ECLI:NL:RBDHA:2014:10172
Rechtbank Den Haag
- Voorlopige voorziening+bodemzaak
- Rechtspraak.nl
Asielverzoek en toepassing van de Dublinverordening in relatie tot gezinsleden
In deze zaak heeft eiseres, een Iraakse vrouw geboren in 1989, verzocht om haar asielverzoek in Nederland te behandelen, omdat haar gestelde echtgenoot in Nederland verblijft. De staatssecretaris van Veiligheid en Justitie, verweerder, betwistte de aanvraag en stelde dat de Spaanse autoriteiten verantwoordelijk waren voor de behandeling van het asielverzoek van eiseres, op basis van de Dublinverordening.

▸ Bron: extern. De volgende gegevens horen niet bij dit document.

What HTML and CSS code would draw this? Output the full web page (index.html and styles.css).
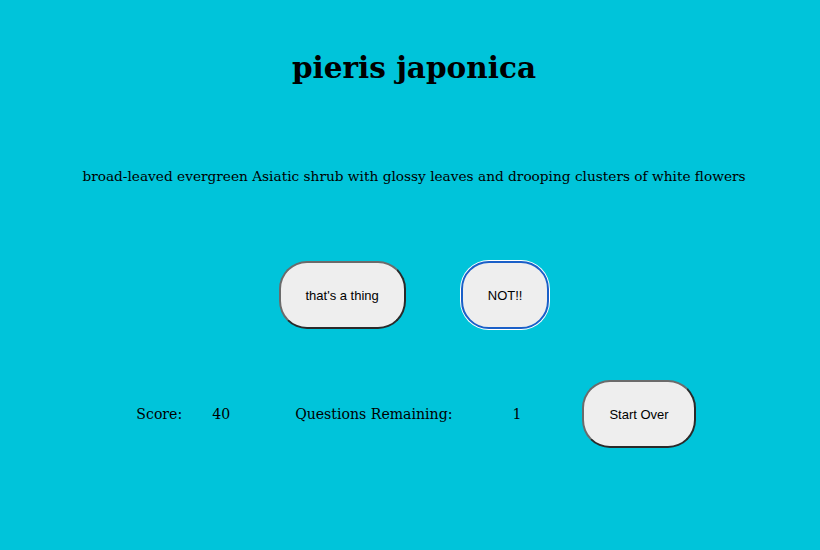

De rechtbank heeft op 17 april 2014 geoordeeld dat het standpunt van verweerder onvoldoende was gemotiveerd. De rechtbank oordeelde dat verweerder nader onderzoek had moeten doen naar de gezinsband tussen eiseres en haar echtgenoot, die als vluchteling in Nederland is toegelaten. De rechtbank concludeerde dat de gestelde echtgenoot van eiseres, ondanks zijn naturalisatie, nog steeds onder de bepalingen van artikel 7 van de Dublinverordening valt, omdat hij als vluchteling is toegelaten. De rechtbank vernietigde het besluit van verweerder en droeg hem op om binnen zes weken een nieuw besluit te nemen, waarbij de gezinsband en de toepasselijkheid van de Dublinverordening opnieuw beoordeeld moeten worden. Tevens werd het verzoek om een voorlopige voorziening afgewezen, omdat de rechtbank al op het beroep had beslist. De rechtbank veroordeelde verweerder in de proceskosten van eiseres tot een bedrag van € 974,--.